What are Institutions? According to Douglass North (North 1990): “are the rules of the game in a society or, more formally, are the humanly devised constraints that shape human interaction”. Two important characteristics emerge from the definition: 1. the human component (“humanly devised”) that overlaps with other factors such as natural geographic factors that are beyond human control; 2. constraints on human behavior (“the rules of the game” setting “constraints” on human behavior). Candidate indicators to measure the “institutions” dimension must be able to capture the quality and efficiency of institutions and the regulatory environment that impacts on the ease of “doing business”. Other indicators capture the phenomenon of corruption through an ad hoc module included by Istat in the 2015-2016 Citizens’ Security Survey (NUTS3 level).

Pillar II - Macroeconomic stability A situation of sound finances at the local level is essential for the public operator to receive confidence in its solvency from private operators, whether they are consumers or producers of goods and services. The risk of financial imbalances impacts on confidence which is, in turn, crucial to raising the rate of investment in the long term, a fundamental ingredient for preserving the competitiveness of an area.

Pillar III - Infrastructure The fourth industrial revolution is making possible, thanks to digital technology, a closer connection between production systems located in different places. This paradigm shift influences the competitiveness factors of the territories by making logistics enter the top ten of the winning elements, not only as storage and sorting, but increasingly as an ancillary and accessory service to production and as an advanced service with high technological content. Modern and functioning infrastructures contribute in fact to increase the economic efficiency and the social equity through the maximization of local economic potential (Rodriguez-Pose and Crescenzi 2008). In addition, they promote accessibility to other regions and countries, contributing to the integration of peripheral areas. Others authors (Lopez-Claros et al. 2007) emphasize the key role of infrastructure in determining the location of economic activities and in influencing the development of certain types of productive activities. The impact on the competitiveness of territories is conveyed by the increase in economic efficiency.

Pillar IV - Health Health is a crucial dimension for the well-being of the citizens who reside in a territory and for this reason an ad hoc pillar is dedicated to it that describes the health conditions of the population. A healthy workforce is a key factor for the increase of the rate of activity in the labor market and for the increase in labor productivity at the regional and national levels (Official Journal of the European Union). Of course, the link with competitiveness is indirect in that mediated by the impact of healthy living conditions.

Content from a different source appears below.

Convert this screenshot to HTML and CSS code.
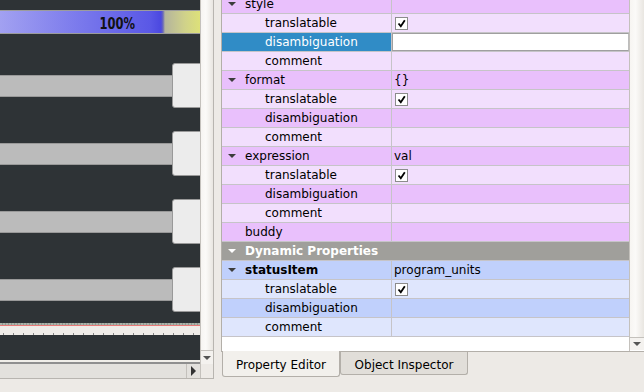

Pillar V - Basic Education Unlike the availability of natural resources, the endowment of human capital of an area, is not fixed but can be increased by investing in education which, in turn, produces a return that from the private point of view proves to be higher than other forms of investment available to households, who must decide how to allocate their financial capital between alternative investments (Coleman 1988). There are a number of empirical studies demonstrating the existence of a positive association between educational quality and economic growth (Hanushek and Woessmann 2007). International tests of learning outcomes from primary school to adults at work aim to capture the quality of the human capital compared to quantitative measures. There are also empirical evidences that adult competences applied at work enhance labor productivity at company level and activate the virtuous circle from human capital to a strong, sustainable and balanced growth by disseminating new technologies and work-organization practices. The transition from a traditional knowledge-based to a competence-based educational-training system is by now unavoidable. The quality of education is measured by the results obtained in cognitive tests, whose purpose is to assess not only “knowledge” but also theoretical knowledge. The most widely used test for measuring skills is PISA, which stands for Programme for International Student Assessment, an OECD initiative that, scheduled every three years, measures the reading, mathematics and science skills of 15-year-old students.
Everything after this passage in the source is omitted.